Reynolds also helped collect elephant fecal samples for a project in the Pringle lab to identify why elephants raid crops by identifying the concentration of specific plants in their droppings, Pringle said. With the data Reynolds helped compile, the lab discovered that, much like candy to a child, corn provides elephants with little protein but a huge energy boost.
Reynolds did not live the naturalist’s life growing up outside of Chicago in Carol Stream, Illinois. Yet, she felt drawn to studying and protecting the environment. "I've never wanted to do anything else other than work in environmental science or on environmental issues for as long as I can remember," she said. "I think the environment is intrinsically beautiful and when people think something is beautiful they want to protect it."

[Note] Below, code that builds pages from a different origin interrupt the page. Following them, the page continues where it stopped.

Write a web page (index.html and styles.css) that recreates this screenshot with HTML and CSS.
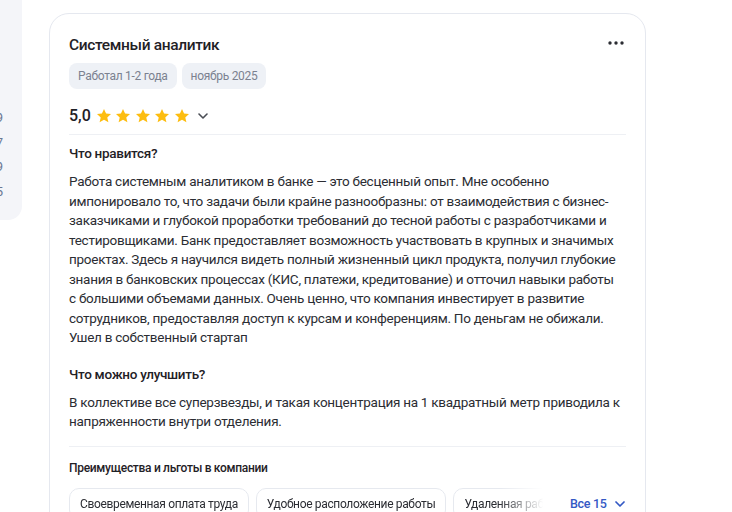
FILE: index.html
```html
<!DOCTYPE html>
<html lang="ru">
<head>
<meta charset="utf-8">
<link rel="stylesheet" href="styles.css">
</head>
<body>
<div class="page">
  <aside class="side">
    <div class="side-num">9</div>
    <div class="side-num">7</div>
    <div class="side-num">9</div>
    <div class="side-num">5</div>
  </aside>
  <article class="card">
    <header class="card-head">
      <h2 class="title">Системный аналитик</h2>
      <button class="more" aria-label="Ещё">
        <svg width="16" height="4" viewBox="0 0 16 4"><circle cx="2" cy="2" r="1.7" fill="#2b2d33"/><circle cx="8" cy="2" r="1.7" fill="#2b2d33"/><circle cx="14" cy="2" r="1.7" fill="#2b2d33"/></svg>
      </button>
    </header>
    <div class="tags">
      <span class="tag">Работал 1-2 года</span>
      <span class="tag">ноябрь 2025</span>
    </div>
    <div class="rating">
      <span class="score">5,0</span>
      <span class="stars">
        <svg class="star" viewBox="0 0 24 24"><path d="M12 1.5l3.1 6.9 7.4.7-5.6 5 1.7 7.4L12 17.7l-6.6 3.8 1.7-7.4-5.6-5 7.4-.7z"/></svg>
        <svg class="star" viewBox="0 0 24 24"><path d="M12 1.5l3.1 6.9 7.4.7-5.6 5 1.7 7.4L12 17.7l-6.6 3.8 1.7-7.4-5.6-5 7.4-.7z"/></svg>
        <svg class="star" viewBox="0 0 24 24"><path d="M12 1.5l3.1 6.9 7.4.7-5.6 5 1.7 7.4L12 17.7l-6.6 3.8 1.7-7.4-5.6-5 7.4-.7z"/></svg>
        <svg class="star" viewBox="0 0 24 24"><path d="M12 1.5l3.1 6.9 7.4.7-5.6 5 1.7 7.4L12 17.7l-6.6 3.8 1.7-7.4-5.6-5 7.4-.7z"/></svg>
        <svg class="star" viewBox="0 0 24 24"><path d="M12 1.5l3.1 6.9 7.4.7-5.6 5 1.7 7.4L12 17.7l-6.6 3.8 1.7-7.4-5.6-5 7.4-.7z"/></svg>
      </span>
      <svg class="chev" width="10" height="6" viewBox="0 0 10 6"><path d="M1 1l4 4 4-4" fill="none" stroke="#4a4d55" stroke-width="1.6" stroke-linecap="round" stroke-linejoin="round"/></svg>
    </div>
    <div class="divider"></div>
    <section class="block">
      <h3 class="block-title">Что нравится?</h3>
      <p class="block-text">Работа системным аналитиком в банке — это бесценный опыт. Мне особенно импонировало то, что задачи были крайне разнообразны: от взаимодействия с бизнес-заказчиками и глубокой проработки требований до тесной работы с разработчиками и тестировщиками. Банк предоставляет возможность участвовать в крупных и значимых проектах. Здесь я научился видеть полный жизненный цикл продукта, получил глубокие знания в банковских процессах (КИС, платежи, кредитование) и отточил навыки работы с большими объемами данных. Очень ценно, что компания инвестирует в развитие сотрудников, предоставляя доступ к курсам и конференциям. По деньгам не обижали. Ушел в собственный стартап</p>
    </section>
    <section class="block block-second">
      <h3 class="block-title">Что можно улучшить?</h3>
      <p class="block-text">В коллективе все суперзвезды, и такая концентрация на 1 квадратный метр приводила к напряженности внутри отделения.</p>
    </section>
    <div class="divider divider-low"></div>
    <h4 class="perks-title">Преимущества и льготы в компании</h4>
    <div class="perks">
      <div class="perk-list">
        <span class="perk">Своевременная оплата труда</span>
        <span class="perk">Удобное расположение работы</span>
        <span class="perk">Удаленная работа</span>
      </div>
      <button class="all">Все 15
        <svg width="10" height="6" viewBox="0 0 10 6"><path d="M1 1l4 4 4-4" fill="none" stroke="#3358c4" stroke-width="1.7" stroke-linecap="round" stroke-linejoin="round"/></svg>
      </button>
    </div>
  </article>
</div>
</body>
</html>
```
FILE: styles.css
```css
* { box-sizing: border-box; }
html, body { margin: 0; padding: 0; background: #fff; }
body {
  font-family: Roboto, "Noto Sans", Arial, sans-serif;
  color: #2b2d33;
  width: 732px;
  height: 512px;
  overflow: hidden;
}
.page {
  display: flex;
  align-items: flex-start;
}
.side {
  width: 22px;
  height: 220px;
  flex: none;
  background: #f4f5f9;
  border-bottom-right-radius: 14px;
  padding-top: 106px;
  padding-right: 19px;
  overflow: hidden;
  display: flex;
  flex-direction: column;
  align-items: flex-end;
}
.side-num {
  font-size: 13px;
  line-height: 24.6px;
  height: 24.6px;
  color: #6b7894;
  white-space: nowrap;
}
.card {
  margin-left: 27px;
  margin-top: 13px;
  width: 597px;
  height: 540px;
  flex: none;
  border: 1px solid #e5e8ef;
  border-radius: 20px;
  padding: 19px 19px 0 19px;
}
.card-head {
  display: flex;
  align-items: center;
  justify-content: space-between;
  height: 24px;
}
.title {
  margin: 0;
  font-size: 15.5px;
  letter-spacing: -0.35px;
  line-height: 24px;
  font-weight: 500;
  color: #1f2126;
}
.more {
  border: 0;
  background: none;
  padding: 0;
  margin-right: 2px;
  margin-top: -4px;
  display: flex;
}
.tags {
  display: flex;
  gap: 5px;
  margin-top: 6px;
}
.tag {
  background: #eef1f6;
  border-radius: 8px;
  font-size: 12px;
  letter-spacing: -0.3px;
  line-height: 18px;
  padding: 4px 9px;
  color: #7b8190;
}
.rating {
  display: flex;
  align-items: center;
  margin-top: 15px;
  height: 24px;
}
.score {
  font-size: 16px;
  line-height: 24px;
  font-weight: 500;
  color: #1f2126;
  margin-right: 5px;
}
.stars {
  display: flex;
  gap: 3.5px;
}
.star {
  width: 16px;
  height: 16px;
  fill: #fdbd10;
  display: block;
}
.chev {
  margin-left: 8px;
  display: block;
}
.divider {
  height: 1px;
  background: #eef0f4;
  margin-top: 6px;
}
.block { margin-top: 8px; }
.block-second { margin-top: 16px; }
.block-title {
  margin: 0;
  font-size: 13.5px;
  letter-spacing: -0.3px;
  line-height: 20px;
  font-weight: 500;
  color: #1f2126;
}
.block-text {
  margin: 9px 0 0;
  padding-right: 3px;
  font-size: 13.5px;
  letter-spacing: -0.26px;
  line-height: 19.5px;
  color: #2b2d33;
}
.divider-low { margin-top: 14px; }
.perks-title {
  margin: 13px 0 0;
  font-size: 12px;
  letter-spacing: -0.3px;
  line-height: 16px;
  font-weight: 500;
  color: #1f2126;
}
.perks {
  display: flex;
  align-items: center;
  margin-top: 12px;
}
.perk-list {
  display: flex;
  gap: 7px;
  width: 476px;
  overflow: hidden;
  flex: none;
  -webkit-mask-image: linear-gradient(to right, #000 430px, transparent 474px);
  mask-image: linear-gradient(to right, #000 430px, transparent 474px);
}
.perk {
  flex: none;
  border: 1px solid #e6e9ef;
  border-radius: 10px;
  padding: 6px 10px;
  font-size: 12px;
  letter-spacing: -0.35px;
  line-height: 18px;
  color: #2b2d33;
  white-space: nowrap;
}
.all {
  flex: none;
  white-space: nowrap;
  margin-left: 25px;
  border: 0;
  background: none;
  padding: 0;
  font-family: inherit;
  font-size: 12.5px;
  letter-spacing: -0.3px;
  font-weight: 500;
  color: #3358c4;
  display: flex;
  align-items: center;
  gap: 8px;
}
```
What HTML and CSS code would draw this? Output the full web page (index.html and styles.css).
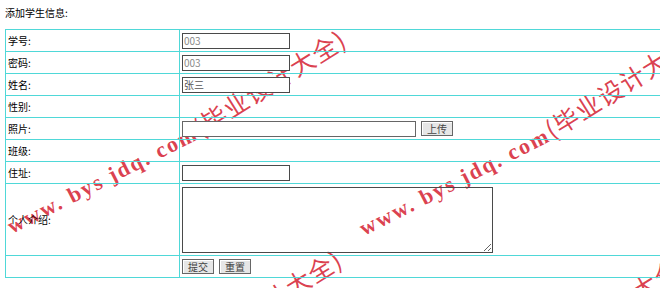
FILE: index.html
```html
<!DOCTYPE html>
<html lang="zh-CN">
<head>
<meta charset="utf-8">
<title>添加学生信息</title>
<link rel="stylesheet" href="styles.css">
</head>
<body>
<div class="page">
  <div class="wm-layer" aria-hidden="true">
    <span class="wm wm-a">www. bys jdq. com<span class="wm-cn">(毕业设计大全)</span></span>
    <span class="wm wm-b">www. bys jdq. com<span class="wm-cn">(毕业设计大全)</span></span>
    <span class="wm wm-c">www. bys jdq. com<span class="wm-cn">(毕业设计大全)</span></span>
    <span class="wm wm-d">www. bys jdq. com<span class="wm-cn">(毕业设计大全)</span></span>
  </div>
  <div class="content">
    <div class="title">添加学生信息:</div>
    <div class="form">
      <div class="cell lbl">学号:</div>
      <div class="cell val"><input class="txt" type="text" value="003" readonly></div>

      <div class="cell lbl">密码:</div>
      <div class="cell val"><input class="txt" type="text" value="003" readonly></div>

      <div class="cell lbl">姓名:</div>
      <div class="cell val"><input class="txt dark" type="text" value="张三"></div>

      <div class="cell lbl">性别:</div>
      <div class="cell val"></div>

      <div class="cell lbl">照片:</div>
      <div class="cell val"><input class="txt file" type="text" value=""><button class="btn gap" type="button">上传</button></div>

      <div class="cell lbl">班级:</div>
      <div class="cell val"></div>

      <div class="cell lbl">住址:</div>
      <div class="cell val"><input class="txt" type="text" value=""></div>

      <div class="cell lbl tall">个人介绍:</div>
      <div class="cell val tall"><textarea class="area"></textarea></div>

      <div class="cell lbl"></div>
      <div class="cell val"><button class="btn" type="button">提交</button><button class="btn gap" type="button">重置</button></div>
    </div>
  </div>
</div>
</body>
</html>
```
FILE: styles.css
```css
html, body {
  margin: 0;
  padding: 0;
  overflow: hidden;
  background: #fff;
}

body {
  font-family: "Noto Sans CJK SC", "Noto Sans", sans-serif;
  font-size: 10px;
  color: #000;
}

.page {
  position: relative;
  width: 660px;
  height: 288px;
  overflow: hidden;
}

.content {
  position: relative;
  z-index: 1;
  padding: 6px 0 0 5px;
}

.title {
  line-height: 14px;
  height: 14px;
}

.form {
  margin-top: 9px;
  display: grid;
  grid-template-columns: 174px 546px;
  width: 720px;
  border-top: 1px solid #4fd8d8;
  border-left: 1px solid #4fd8d8;
}

.cell {
  box-sizing: border-box;
  height: 22px;
  border-right: 1px solid #4fd8d8;
  border-bottom: 1px solid #4fd8d8;
  display: flex;
  align-items: center;
  padding-left: 2px;
}

.cell.tall {
  height: 72px;
}

.txt {
  box-sizing: border-box;
  width: 108px;
  height: 16px;
  margin: 0;
  padding: 0 0 0 1px;
  border: 1px solid #4a4a4a;
  background: #fff;
  font-family: "Noto Sans CJK SC", "Noto Sans", sans-serif;
  font-size: 10px;
  color: #8a8a8a;
  outline: none;
}

.txt.dark {
  color: #555;
}

.txt.file {
  width: 234px;
  border-color: #666;
}

.btn {
  box-sizing: border-box;
  width: 32px;
  height: 15px;
  margin: 0;
  padding: 0;
  border: 1px solid #666;
  background: #e6e6e6;
  box-shadow: inset 1px 1px 0 #fff;
  font-family: "Noto Sans CJK SC", "Noto Sans", sans-serif;
  font-size: 10px;
  line-height: 13px;
  color: #444;
}

.btn.gap {
  margin-left: 5px;
}

.area {
  box-sizing: border-box;
  width: 311px;
  height: 66px;
  margin: 0;
  padding: 1px;
  border: 1px solid #4a4a4a;
  background: transparent;
  font-size: 10px;
}

/* watermark behind the content */
.wm-layer {
  position: absolute;
  inset: 0;
  z-index: 0;
}

.wm {
  position: absolute;
  white-space: nowrap;
  transform-origin: 0 50%;
  transform: rotate(-27deg);
  line-height: 24px;
  font-family: "Liberation Serif", serif;
  font-weight: bold;
  font-size: 22px;
  letter-spacing: 2px;
  color: rgba(214, 40, 56, 0.88);
}

.wm-cn {
  display: inline-block;
  transform-origin: 0 70%;
  transform: rotate(-5deg);
  font-family: "Noto Sans CJK SC", sans-serif;
  font-weight: normal;
  font-size: 25px;
  letter-spacing: 1px;
}

.wm-a { left: 8px; top: 212px; }
.wm-b { left: 360px; top: 214px; }
.wm-c { left: 4px; top: 432px; }
.wm-d { left: 350px; top: 436px; }
```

Although not environmentalists, her parents were "fair-minded people" who taught her the power of reason, facts and understanding, Reynolds said: "Sometimes it's not that people don't care, it's that they don't know." As an intern at Chicago's Shedd Aquarium in high school, she traveled with researchers to the Bahamas to study the effect of resort development on mangroves. Even then, she could see that people would put their own interests above the environment unless they could be convinced that both could benefit.
After graduation, Reynolds will head to San Francisco where she'll work as a legal assistant for two years. Her plan is to explore environmental law where she can translate her scientific background and experiences at Princeton into laws and regulations that actively protect the environment.
"Princeton didn't give me these ideals because I came here with them," Reynolds said. "But Princeton gave me the tools and put me in contact with people who were taking on these issues long before I even knew what they were — and doing it well."